While Westerners jump to action and want immediate results, the Iranian mindset is focused on strategic planning and moving others to create the desired outcomes.

In other words, “Everyone is the same” is a misconception based on a lack of knowledge about other cultures.

Next Yossian began to unravel the deeply ingrained Western assumption that all people have the same basic aspiration to live in comfort, take care of their family, and go about their business in peace. This assumption is an idea, not a fact, veiled arrogance that erases the possibilities of different value systems.

Yossian asks: “If I give 100 shekels to a capitalist and 100 shekels to a socialist will they use it the same way? The amount of money is identical. What is the difference between the two? The worldview of the person choosing how to use the money.

In other words: If we try to understand the enemy through our mindset, using our value system we will fail.

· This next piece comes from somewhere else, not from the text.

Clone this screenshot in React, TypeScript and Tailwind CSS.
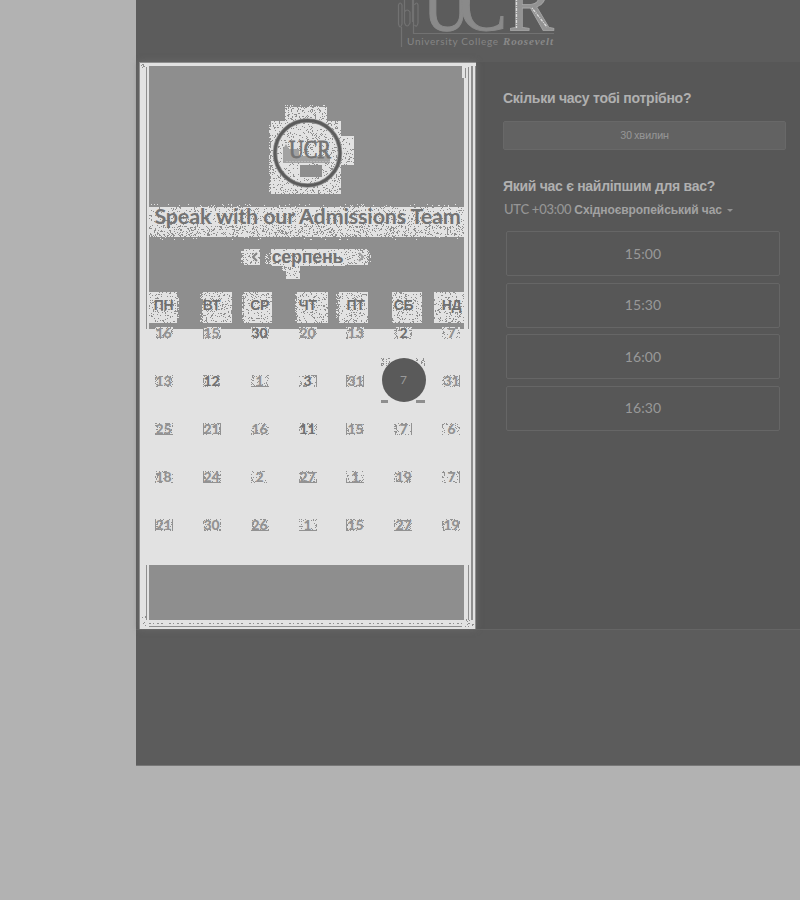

The only way to be able to understand and correctly predict their actions is to respect them enough to learn their culture, mindset, and value system and see the world through their eyes.

1.       You can’t buy what the other party isn’t selling

Yossian asked how many people in the audience read the Hamas Charter. Or the Fatah Charter. Or the Hezbollah Charter. These terrorist organizations play major roles in our lives (or lack thereof) and yet few people have read their Charters, their Mission Statement. If you will, their user manuals.

Although there are differences in style between the Hamas and Fatah charters, they spell out the same goal. According to Yossian the Hezbollah charter is much more sophisticated in its presentation of ideas but it too spells out the same goal - extermination of the Jewish State.

Yossian asks: “Do they say what they want? Did they write it down? Do they act accordingly?”

I’m sure the same sick feeling of realization rose in the pit of every audience member that did in mine.

“So why,” he asks, “do we keep suggesting they want things other than what they say?”

Their mission statement doesn’t say that they want jobs, a better economy, or comfortable living. They certainly don’t say they want to live side by side with Jews. Why do “experts” keep assuming that offering jobs or economic incentives will change the way the believers in these charters behave? We keep trying to buy peace (or at least quiet, temporary pauses in conflict) but they aren’t selling peace or even quiet.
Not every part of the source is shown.